I've heard very good things* about In Search of Mary, reviewed in that article. It's a life of Mary Wollstonecraft, who was in the late 18th century, so earlier than the period you requested, but without doubt someone who publicly refused to follow the rules of the patriarchy and was a great advocate for change. I'd been holding back on buying it until Christmas, but as no one's bought me a copy, I'll be picking myself one up.

*From feminist leaning friends. The author's married to a cousin of mine (who I barely know), and I've caught my older (woman) relatives say slightly less positive things such as "she was one of the difficult sort of feminists you know, not our type.", which is also a recommendation in my book.
posted by ambrosen at 6:19 PM on December 27, 2015


You might enjoy Jane Robinson's books, particularly Pandora's Daughters: The Secret History of Enterprising Women (2002) and Bluestockings: The Remarkable Story of the First Women to Fight for an Education (2009). (Reviews here and here.)

As far as I know, there's no history of the New Woman movement aimed at the general reader, but Gillian Sutherland's In Search of the New Woman: Middle-Class Women and Work in Britain 1870-1914, published last year, is a readable academic study. Also worth reading, though possibly too academic for your taste, is Lucy Delap's The Feminist Avant-Garde (2009). On the suffragette movement, the blog Woman and Her Sphere provides an excellent round-up of new studies and publications.
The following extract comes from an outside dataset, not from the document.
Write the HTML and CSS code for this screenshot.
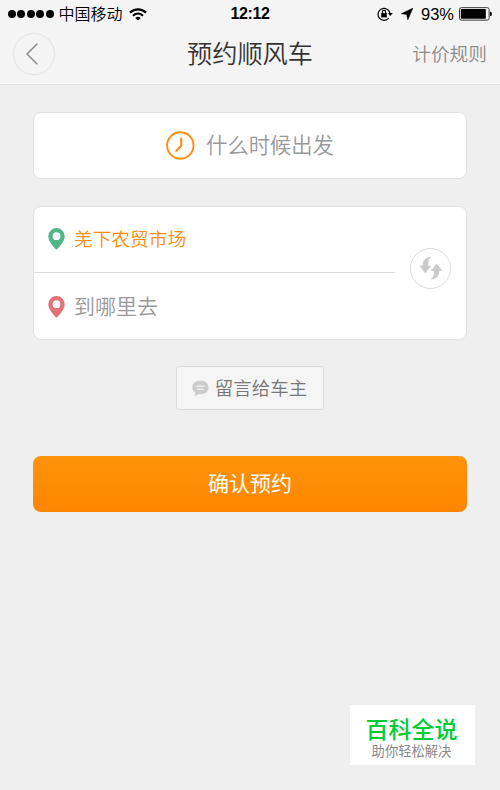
FILE: index.html
```html
<!DOCTYPE html>
<html lang="zh-CN">
<head>
    <meta charset="UTF-8">
    <meta name="viewport" content="width=device-width, initial-scale=1.0">
    <title>预约顺风车</title>
    <link rel="stylesheet" href="styles.css">
</head>
<body>
    <header class="header">
        <div class="status-bar">
            <div class="status-left">
                <div class="signal"><i></i><i></i><i></i><i></i><i></i></div>
                <span class="carrier">中国移动</span>
                <svg class="wifi" width="18" height="13" viewBox="0 0 18 13" fill="none" stroke="#000">
                    <path d="M1 4.6C5.5 0.2 12.5 0.2 17 4.6" stroke-width="2.2"/>
                    <path d="M4 7.7C7 4.9 11 4.9 14 7.7" stroke-width="2"/>
                    <path d="M6.3 9.9Q9 7.6 11.7 9.9L9 12.6Z" fill="#000" stroke="none"/>
                </svg>
            </div>
            <span class="time">12:12</span>
            <div class="status-right">
                <svg class="lock" width="16" height="14" viewBox="0 0 16 14">
                    <path d="M11.8 11A6 6 0 1 1 12.9 6" fill="none" stroke="#000" stroke-width="1.2"/>
                    <path d="M10.8 6H15.8L13.3 9Z"/>
                    <rect x="4.2" y="6.1" width="5.6" height="4.3"/>
                    <path d="M5.4 6.5V5A1.6 1.6 0 0 1 8.6 5V6.5" fill="none" stroke="#000" stroke-width="1.1"/>
                </svg>
                <svg class="arrow" width="12" height="12" viewBox="0 0 12 12">
                    <path d="M12 0L0 5.8L5.6 6.6L6.8 12Z" stroke="#000" stroke-width="0.4"/>
                </svg>
                <span class="percent">93%</span>
                <svg class="battery" width="34" height="14" viewBox="0 0 34 14">
                    <rect x="0.5" y="0.7" width="29.6" height="12.4" rx="1.8" fill="#fff" stroke="#333"/>
                    <rect x="1.8" y="2" width="25" height="9.8" rx="0.5"/>
                    <path d="M31 4.6Q33 4.9 33 6.9T31 9.2Z"/>
                </svg>
            </div>
        </div>
        <div class="nav">
            <button class="back">
                <svg width="42" height="42" viewBox="0 0 42 42" fill="none">
                    <path d="M24.3 10.8L14 21L24.3 31.2" stroke="#8c8c8c" stroke-width="1.5"/>
                </svg>
            </button>
            <h1>预约顺风车</h1>
            <a class="rules">计价规则</a>
        </div>
    </header>

    <main class="content">
        <div class="card time-card">
            <svg width="30" height="30" viewBox="0 0 30 30" fill="none" stroke="#ff8c0a" stroke-linecap="round" stroke-linejoin="round">
                <circle cx="14.3" cy="14.5" r="13.2" stroke-width="1.9"/>
                <path d="M15.2 7.5V14.7L10.3 19.9" stroke-width="2.1"/>
            </svg>
            <span>什么时候出发</span>
        </div>

        <div class="card route-card">
            <div class="route">
                <div class="place from">
                    <svg width="17" height="22" viewBox="0 0 17 22">
                        <path fill="#52b585" fill-rule="evenodd" d="M8.5 0A8.2 8.2 0 0 1 16.7 8.2C16.7 13 12 18.5 8.5 21.8C5 18.5 0.3 13 0.3 8.2A8.2 8.2 0 0 1 8.5 0ZM8.5 4.3A3.9 3.9 0 1 0 8.5 12.1A3.9 3.9 0 1 0 8.5 4.3Z"/>
                    </svg>
                    <span>羌下农贸市场</span>
                </div>
                <div class="place to">
                    <svg width="17" height="22" viewBox="0 0 17 22">
                        <path fill="#e37177" fill-rule="evenodd" d="M8.5 0A8.2 8.2 0 0 1 16.7 8.2C16.7 13 12 18.5 8.5 21.8C5 18.5 0.3 13 0.3 8.2A8.2 8.2 0 0 1 8.5 0ZM8.5 4.3A3.9 3.9 0 1 0 8.5 12.1A3.9 3.9 0 1 0 8.5 4.3Z"/>
                    </svg>
                    <span>到哪里去</span>
                </div>
            </div>
            <button class="swap">
                <svg width="24" height="24" viewBox="0 0 24 24" fill="#cbcbcb">
                    <path d="M12.2 1C6.5 1 3.6 4.5 3.6 9.8H0.4L6.2 17.3L12.2 9.8H9.4C8.8 6 9.6 3 12.2 1Z"/>
                    <path d="M11.6 23.4C17.3 23.4 20.4 19.8 20.4 15H23.5L17.7 7.4L11.7 15H14.8C15.4 18.6 14.5 21.6 11.6 23.4Z"/>
                </svg>
            </button>
        </div>

        <button class="message">
            <svg width="17" height="17" viewBox="0 0 17 17">
                <path fill="#cbcbcb" d="M8.4 0.4C13 0.4 16.5 3.3 16.5 7.4S13 14.2 8.4 14.2Q7.4 14.2 6.5 14L2.8 16.3L3.2 12.4C1.3 11.2 0.3 9.5 0.3 7.4C0.3 3.3 3.8 0.4 8.4 0.4Z"/>
                <path stroke="#f5f5f5" stroke-width="1.2" d="M4.2 6.2H12.6M5 9.2H11.6"/>
            </svg>
            <span>留言给车主</span>
        </button>

        <button class="confirm">确认预约</button>
    </main>

    <div class="watermark">
        <strong>百科全说</strong>
        <span>助你轻松解决</span>
    </div>
</body>
</html>
```
FILE: styles.css
```css
* {
    box-sizing: border-box;
}

body {
    margin: 0;
    height: 790px;
    display: flex;
    flex-direction: column;
    background-color: #efefef;
    font-family: "Liberation Sans", "Noto Sans CJK SC", sans-serif;
    font-weight: 350;
    overflow: hidden;
}

svg {
    display: block;
    flex: none;
}

button {
    font: inherit;
    padding: 0;
    cursor: pointer;
}

.header {
    height: 85px;
    background-color: #f4f4f4;
    border-bottom: 1px solid #e4e4e4;
}

.status-bar {
    display: grid;
    grid-template-columns: 1fr auto 1fr;
    align-items: center;
    height: 28px;
    padding: 0 7px 0 8px;
    font-size: 16px;
    color: #000;
}

.status-left,
.status-right {
    display: flex;
    align-items: center;
}

.status-right {
    justify-content: flex-end;
}

.signal {
    display: flex;
    gap: 1.4px;
}

.signal i {
    width: 8px;
    height: 8px;
    border-radius: 50%;
    background-color: #000;
}

.carrier {
    margin-left: 5px;
    padding-top: 2px;
    line-height: 26px;
}

.wifi {
    margin-left: 6px;
}

.time {
    margin-right: 1px;
    font-size: 16px;
    font-weight: bold;
    letter-spacing: -0.4px;
}

.lock {
    margin-right: 8px;
}

.arrow {
    margin-right: 8px;
}

.percent {
    margin-right: 5px;
    font-size: 16.5px;
}

.nav {
    display: grid;
    grid-template-columns: 1fr auto 1fr;
    align-items: center;
    height: 52px;
    padding: 0 13px;
}

.back {
    width: 42px;
    height: 42px;
    border: none;
    border-radius: 50%;
    background: none;
    box-shadow: inset 0 0 0 1px #e2e2e2;
}

.nav h1 {
    margin: 0;
    padding-bottom: 4px;
    font-size: 25.2px;
    font-weight: 350;
    color: #333;
}

.rules {
    justify-self: end;
    padding-bottom: 4px;
    font-size: 18.7px;
    color: #8c8c8c;
}

.content {
    display: flex;
    flex-direction: column;
    padding: 27px 33px 0;
}

.card {
    display: flex;
    align-items: center;
    background-color: #fff;
    border: 1px solid #e2e2e2;
    border-radius: 8px;
}

.time-card span,
.place span,
.message span {
    padding-bottom: 3px;
}

.time-card {
    justify-content: center;
    gap: 10px;
    height: 67px;
    font-size: 21.3px;
    color: #999;
}

.time-card span {
    padding-bottom: 4px;
}

.route-card {
    height: 134px;
    margin-top: 27px;
}

.route {
    width: 361px;
}

.place {
    display: flex;
    align-items: center;
    gap: 9px;
    height: 66px;
    padding-left: 14px;
}

.from {
    padding-bottom: 1px;
    border-bottom: 1px solid #ddd;
    font-size: 18.7px;
    color: #ff8c0a;
}

.to {
    padding-top: 1px;
    font-size: 21px;
    color: #999;
}

.swap {
    display: flex;
    align-items: center;
    justify-content: center;
    width: 41px;
    height: 41px;
    margin: 0 0 10px 15px;
    background: none;
    border: 1px solid #ddd;
    border-radius: 50%;
}

.message {
    display: flex;
    align-items: center;
    justify-content: center;
    align-self: center;
    gap: 6px;
    width: 148px;
    height: 44px;
    margin-top: 26px;
    padding-right: 1px;
    font-size: 18.5px;
    color: #777;
    background-color: #f5f5f5;
    border: 1px solid #dcdcdc;
    border-radius: 3px;
}

.confirm {
    height: 56px;
    margin-top: 46px;
    padding-bottom: 4px;
    font-size: 21px;
    font-weight: 400;
    color: #fff;
    background: linear-gradient(#ff930a, #ff8500);
    border: none;
    border-radius: 8px;
}

.watermark {
    display: flex;
    flex-direction: column;
    align-items: center;
    align-self: flex-end;
    width: 125px;
    height: 60px;
    margin: auto 25px 25px 0;
    padding: 11px 2px 0 0;
    background-color: #fff;
}

.watermark strong {
    font-size: 23px;
    font-weight: 500;
    line-height: 28px;
    color: #0c3;
}

.watermark span {
    font-size: 13.3px;
    font-weight: 400;
    line-height: 15px;
    color: #888;
}
```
Some of the best work at the moment can be found at the intersection of women's history and social history: for a taster, try Alison Light's Mrs Woolf and the Servants or her more recent Common People, or Deborah Cohen's Family Secrets. These books aren't directly concerned with first-wave feminism, but they do provide fascinating insights into the way that social change played out in the lives of individual women.
posted by verstegan at 2:18 AM on January 2, 2016


Thanks everyone for your answers - they're all great, but I've marked as best answers the ones that are nearest to the mark. Reading your suggestions suddenly reminded me that I'm within visiting distance of the wonderful Glasgow Women's Library, so I paid my first visit there recently, came away with an armful of books, and look forward to many further happy hours whiled away among their shelves.